Aim: Pull out every line of the listing below where "styles" appears.

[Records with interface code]

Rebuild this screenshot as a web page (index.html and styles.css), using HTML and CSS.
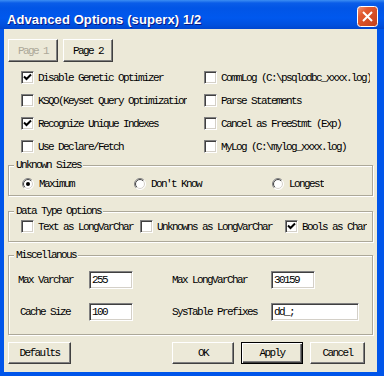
FILE: index.html
```html
<!DOCTYPE html>
<html lang="en">
<head>
    <meta charset="UTF-8">
    <title>Advanced Options (superx) 1/2</title>
    <link rel="stylesheet" href="styles.css">
</head>
<body>
    <svg class="defs" width="0" height="0">
        <defs>
            <linearGradient id="ringOuter" x1="0" y1="0" x2="1" y2="1">
                <stop offset="0.45" stop-color="#808080"/>
                <stop offset="0.55" stop-color="#ffffff"/>
            </linearGradient>
            <linearGradient id="ringInner" x1="0" y1="0" x2="1" y2="1">
                <stop offset="0.45" stop-color="#404040"/>
                <stop offset="0.55" stop-color="#d4d0c8"/>
            </linearGradient>
        </defs>
    </svg>

    <div class="window">
        <div class="titlebar">
            <span class="title">Advanced Options (superx) 1/2</span>
            <svg class="close" width="21" height="21" viewBox="0 0 21 21">
                <defs>
                    <linearGradient id="closeFill" x1="0" y1="0" x2="1" y2="1">
                        <stop offset="0" stop-color="#f29a7c"/>
                        <stop offset="0.3" stop-color="#e25a30"/>
                        <stop offset="1" stop-color="#c4401a"/>
                    </linearGradient>
                </defs>
                <rect x="0.5" y="0.5" width="20" height="20" rx="3" fill="url(#closeFill)" stroke="#fff"/>
                <path d="M6 6 L15 15 M15 6 L6 15" stroke="#fff" stroke-width="2"/>
            </svg>
        </div>

        <div class="dialog">
            <!-- Page switcher -->
            <div class="pages">
                <button class="btn page" disabled>Page 1</button>
                <button class="btn page">Page 2</button>
            </div>

            <!-- Driver options -->
            <div class="options">
                <div class="opt"><span class="check"><svg width="9" height="9" viewBox="0 0 9 9"><path d="M1 3.5 L3.5 6 L8 1.5" fill="none" stroke="#000" stroke-width="2"/></svg></span>Disable Genetic Optimizer</div>
                <div class="opt"><span class="check"></span>CommLog (C:\psqlodbc_xxxx.log)</div>
                <div class="opt"><span class="check"></span>KSQO(Keyset Query Optimization)</div>
                <div class="opt"><span class="check"></span>Parse Statements</div>
                <div class="opt"><span class="check"><svg width="9" height="9" viewBox="0 0 9 9"><path d="M1 3.5 L3.5 6 L8 1.5" fill="none" stroke="#000" stroke-width="2"/></svg></span>Recognize Unique Indexes</div>
                <div class="opt"><span class="check"></span>Cancel as FreeStmt (Exp)</div>
                <div class="opt"><span class="check"></span>Use Declare/Fetch</div>
                <div class="opt"><span class="check"></span>MyLog (C:\mylog_xxxx.log)</div>
            </div>

            <fieldset class="group">
                <legend>Unknown Sizes</legend>
                <div class="radios">
                    <div class="opt size-max"><svg class="radio" width="12" height="12" viewBox="0 0 12 12"><circle cx="6" cy="6" r="5.5" fill="#fff" stroke="url(#ringOuter)"/><circle cx="6" cy="6" r="4.5" fill="#fff" stroke="url(#ringInner)"/><circle cx="6" cy="6" r="2" fill="#000"/></svg>Maximum</div>
                    <div class="opt size-dk"><svg class="radio" width="12" height="12" viewBox="0 0 12 12"><circle cx="6" cy="6" r="5.5" fill="#fff" stroke="url(#ringOuter)"/><circle cx="6" cy="6" r="4.5" fill="#fff" stroke="url(#ringInner)"/></svg>Don't Know</div>
                    <div class="opt"><svg class="radio" width="12" height="12" viewBox="0 0 12 12"><circle cx="6" cy="6" r="5.5" fill="#fff" stroke="url(#ringOuter)"/><circle cx="6" cy="6" r="4.5" fill="#fff" stroke="url(#ringInner)"/></svg>Longest</div>
                </div>
            </fieldset>

            <fieldset class="group types">
                <legend>Data Type Options</legend>
                <div class="datatypes">
                    <div class="opt type-text"><span class="check"></span>Text as LongVarChar</div>
                    <div class="opt type-unk"><span class="check"></span>Unknowns as LongVarChar</div>
                    <div class="opt"><span class="check"><svg width="9" height="9" viewBox="0 0 9 9"><path d="M1 3.5 L3.5 6 L8 1.5" fill="none" stroke="#000" stroke-width="2"/></svg></span>Bools as Char</div>
                </div>
            </fieldset>

            <fieldset class="group misc-group">
                <legend>Miscellanous</legend>
                <div class="misc">
                    <label for="maxVarchar">Max Varchar</label>
                    <input class="field short" id="maxVarchar" type="text" value="255">
                    <label for="maxLong">Max LongVarChar</label>
                    <input class="field short" id="maxLong" type="text" value="30159">
                    <label class="indent" for="cacheSize">Cache Size</label>
                    <input class="field short" id="cacheSize" type="text" value="100">
                    <label for="sysPrefix">SysTable Prefixes</label>
                    <input class="field long" id="sysPrefix" type="text" value="dd_;">
                </div>
            </fieldset>

            <div class="actions">
                <button class="btn defaults">Defaults</button>
                <span class="spacer"></span>
                <button class="btn ok">OK</button>
                <button class="btn ok default">Apply</button>
                <button class="btn cancel">Cancel</button>
            </div>
        </div>
    </div>
</body>
</html>
```

FILE: styles.css
```css
html, body {
    margin: 0;
    padding: 0;
}
body {
    width: 384px;
    height: 376px;
    overflow: hidden;
    background-color: #0055ea;
    font-family: "Liberation Mono", "DejaVu Sans Mono", monospace;
    font-size: 11px;
    letter-spacing: -1.6px;
    color: #000;
}
.defs {
    position: absolute;
}
.window {
    display: flex;
    flex-direction: column;
    height: 376px;
}
.titlebar {
    flex: none;
    height: 29px;
    box-sizing: border-box;
    display: flex;
    align-items: flex-start;
    justify-content: space-between;
    padding: 0 6px 0 7px;
    background: linear-gradient(#3c8ef3 0px, #0a5de8 3px, #0155e6 8px, #0058ee 18px, #0050de 25px, #0046cf 29px);
}
.title {
    padding-top: 12px;
    line-height: 15px;
    font-family: "Liberation Sans", Arial, sans-serif;
    font-size: 13px;
    font-weight: bold;
    letter-spacing: 0.1px;
    color: white;
    text-shadow: 1px 1px #0a1883;
}
.close {
    margin-top: 6px;
}
.dialog {
    flex: 1;
    display: flex;
    flex-direction: column;
    background-color: #ece9d8;
    border-style: solid;
    border-color: #0055ea;
    border-width: 0 7px 4px 4px;
}
.btn {
    box-sizing: border-box;
    height: 23px;
    padding: 0;
    font-family: inherit;
    font-size: 11px;
    letter-spacing: inherit;
    color: #000;
    background-color: #ece9d8;
    border: 1px solid;
    border-color: #fff #404040 #404040 #fff;
    box-shadow: inset -1px -1px #808080;
}
.btn:disabled {
    color: #aca899;
}
.pages {
    display: flex;
    gap: 5px;
    margin: 10px 0 0 4px;
}
.page {
    width: 50px;
}
.options {
    display: grid;
    grid-template-columns: 183px 166px;
    grid-auto-rows: 23px;
    margin: 4px 0 0 17px;
}
.opt {
    flex: none;
    display: flex;
    align-items: center;
    gap: 4px;
    white-space: nowrap;
    overflow: hidden;
}
.options .opt:nth-child(odd) {
    width: 166px;
}
.check {
    flex: none;
    box-sizing: border-box;
    width: 13px;
    height: 13px;
    display: flex;
    align-items: center;
    justify-content: center;
    background-color: #fff;
    border: 1px solid;
    border-color: #808080 #fff #fff #808080;
    box-shadow: inset 1px 1px #404040, inset -1px -1px #d4d0c8;
}
.radio {
    flex: none;
    margin-right: 1px;
}
.group {
    margin: 1px 4px 0;
    padding: 0;
    min-width: 0;
    border: 1px solid #aca899;
    box-shadow: inset 1px 1px #fff, 1px 1px #fff;
}
.group legend {
    margin-left: 5px;
    padding: 0 2px;
    line-height: 13px;
    background-color: #ece9d8;
}
.radios {
    display: flex;
    align-items: center;
    height: 23px;
    padding-left: 13px;
}
.size-max {
    width: 112px;
}
.size-dk {
    width: 138px;
}
.types {
    margin-top: 9px;
}
.datatypes {
    display: flex;
    align-items: center;
    height: 17px;
    margin-bottom: 6px;
    padding-left: 12px;
}
.type-text {
    width: 119px;
}
.type-unk {
    width: 145px;
}
.misc-group {
    margin-top: 7px;
}
.misc {
    display: grid;
    grid-template-columns: 71px 83px 99px auto;
    row-gap: 14px;
    align-items: center;
    padding: 9px 0 13px 9px;
}
.misc .indent {
    padding-left: 2px;
}
.field {
    box-sizing: border-box;
    height: 18px;
    padding: 0 2px;
    font-family: inherit;
    font-size: 11px;
    letter-spacing: inherit;
    color: #000;
    background-color: #fff;
    border: 1px solid;
    border-color: #808080 #fff #fff #808080;
    box-shadow: inset 1px 1px #404040, inset -1px -1px #d4d0c8;
    outline: none;
}
.short {
    width: 44px;
}
.long {
    width: 88px;
}
.actions {
    display: flex;
    gap: 7px;
    margin: 7px 12px 0 4px;
}
.actions .btn {
    height: 22px;
}
.spacer {
    flex: 1;
}
.defaults {
    width: 63px;
}
.ok {
    width: 62px;
}
.cancel {
    width: 55px;
}
.default {
    border-color: #000;
    box-shadow: inset 1px 1px #fff, inset -1px -1px #404040, inset -2px -2px #808080;
}
```
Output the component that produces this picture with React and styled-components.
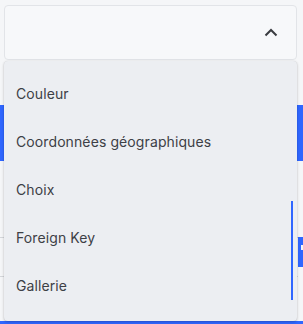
import React from "react";
import styled, { createGlobalStyle } from "styled-components";

const Global = createGlobalStyle`
  html, body { margin: 0; padding: 0; background: #f5f6f8; }
  body { font-family: Inter, "Noto Sans", sans-serif; width: 303px; height: 324px; overflow: hidden; }
`;

const Page = styled.div`
  position: relative;
  display: flex;
  flex-direction: column;
  width: 303px;
  height: 324px;
  padding-top: 5px;
  box-sizing: border-box;
`;

const SelectWrap = styled.div`
  position: relative;
  margin: 0 6px 0 4px;
  z-index: 2;
`;

const SelectBox = styled.div`
  height: 55px;
  box-sizing: border-box;
  border: 1px solid #e2e4e8;
  border-radius: 4px;
  background: #f7f8fa;
  display: flex;
  align-items: center;
  justify-content: flex-end;
  padding-right: 18px;
`;

const Menu = styled.div`
  position: absolute;
  top: 56px;
  left: 0;
  right: 0;
  height: 260px;
  background: #eceef2;
  border-radius: 4px;
  box-shadow: 0 1px 3px rgba(0, 0, 0, 0.22), 0 0 1px rgba(0, 0, 0, 0.12);
  overflow: hidden;
`;

const List = styled.ul`
  list-style: none;
  margin: 0;
  padding: 8px 0 0;
`;

const Item = styled.li`
  height: 48px;
  display: flex;
  align-items: center;
  padding-left: 12px;
  font-size: 14px;
  color: #3d4046;
  letter-spacing: 0.1px;
`;

const Thumb = styled.div`
  position: absolute;
  right: 4px;
  top: 140px;
  width: 2px;
  height: 99px;
  background: #2f66ff;
`;

const Blue = styled.div`
  background: #2f66ff;
  height: ${(p) => p.$h}px;
  margin-top: ${(p) => p.$mt}px;
`;

const FieldRow = styled.div`
  display: flex;
  margin-top: 76px;
  height: 40px;
`;

const Field = styled.div`
  flex: 1;
  border-top: 1px solid #d4d6da;
  border-bottom: 1px solid #d4d6da;
  display: flex;
  align-items: center;
  font-size: 14px;
  color: #777;
  text-indent: -6px;
  overflow: hidden;
`;

const SideButton = styled.div`
  position: relative;
  width: 5px;
  height: 30px;
  background: #2f66ff;
  &::after {
    content: "";
    position: absolute;
    left: 3px;
    top: 8px;
    width: 2px;
    height: 5px;
    background: #f5f6f8;
  }
`;

const items = ["Couleur", "Coordonnées géographiques", "Choix", "Foreign Key", "Gallerie"];

export default function App() {
  return (
    <>
      <Global />
      <Page>
        <SelectWrap>
          <SelectBox>
            <svg width="14" height="10" viewBox="0 0 14 10">
              <polyline points="1.5,7.5 7,2 12.5,7.5" fill="none" stroke="#3a3c40" strokeWidth="2" />
            </svg>
          </SelectBox>
          <Menu>
            <List>
              {items.map((t) => (
                <Item key={t}>{t}</Item>
              ))}
            </List>
            <Thumb />
          </Menu>
        </SelectWrap>
        <Blue $h={56} $mt={45} />
        <FieldRow>
          <Field>r</Field>
          <SideButton />
        </FieldRow>
        <Blue $h={3} $mt={44} />
      </Page>
    </>
  );
}
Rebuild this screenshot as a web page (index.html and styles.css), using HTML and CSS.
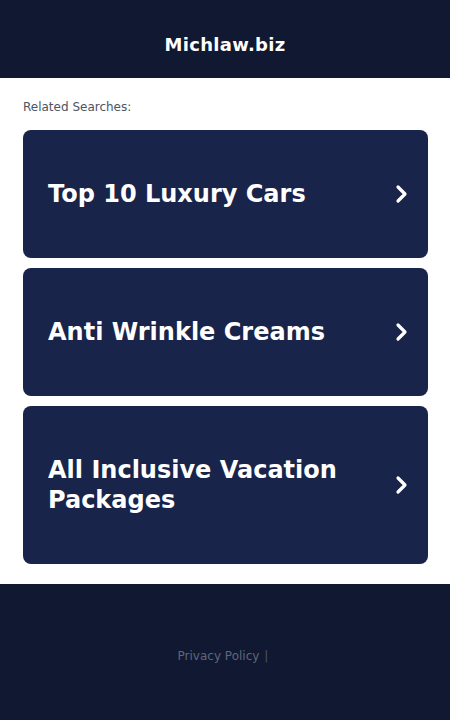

The solution:
Rebuild this screenshot as a web page (index.html and styles.css), using HTML and CSS.
    <link rel="stylesheet" href="styles.css">
FILE: styles.css
Rebuild this screenshot as a web page (index.html and styles.css), using HTML and CSS.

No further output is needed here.